Again, this is something which is unique to gaming. Conan Doyle’s Sherlock
Holmes will not fail to identify a criminal if the reader is stumped by the
clues he finds, but the game version of him will, because his destiny is tied
to the player’s wits. Luke Skywalker will always successfully blow up the Death
Star; a player might not, and there might well be consequences for that other
than having to repeat the level, if the game’s writers and designers are savvy
and ambitious enough.
And
then there’s the concept of character creation. There are two broad schools
into which players fall when designing a character: that character can either
be a representation (possibly idealised, to some extent) of themselves, or an
entirely invented character****. This is particularly prominent in a game
series like Dragon Age, where the
player also determines, to a great extent, the personality of their character
through their decisions and dialogue choices. Does your character respond as
you would, or as you have decided they would? The former is essentially the
player playing the game as themselves,
while the latter adds a layer of creativity to the process wherein the player’s
created character is simultaneously analogous to and distinct from the player
themselves; both a representation of the player and a presence in and of themselves. It’s enough to make
postmodernist theorists cry.
One of
the chief goals of fiction is to draw its audience into its world. By blurring
the lines between spectator and participant, games are uniquely qualified to do
this. This is not to say that every game does this, of course, nor even every
narrative-focused game; there is a strange fetishisation of the “cinematic” in
many major big-budget games, especially certain wildly popular first-person
shooters, whereby the player is effectively barred from interaction with the
game’s world and its story, and is in many cases reduced to watching the game
unfold rather than, you know, playing it.

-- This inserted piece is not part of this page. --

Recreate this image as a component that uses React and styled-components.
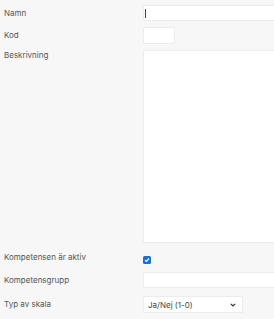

Gaming is still a relatively new narrative medium, and there’s untold tapped
potential in it.
* - This is one reason why I’m not generally fond of
the “silent protagonist” trend. It’s very difficult to convey personality
without dialogue, and at worst it can bring about a sense of baffling
passivity. Protagonists in games like Dishonored
stand about mutely** during cutscenes, twiddling their thumbs while
terrible and momentous things happen around them. If the idea is to bring the
player inside the character’s head, it backfires, because it’s so strange as to
be immersion-breaking.
** - Some fans interpret these characters as actually
being mute, which seems to me to be overly generous to the writers (which is,
of course, a possible definition of fandom).
*** - And, in some cases, other characters’ names as
well, such as the rival in some of the Pokémon
games, perhaps purely so that the player can spend the rest of the game
being informed that “POOFACE wants to fight!”
**** - Then there’s a third option, which may well be
unique to me: create the closest representation of David Bowie allowable by the
game’s design tools. It’s the simple pleasures.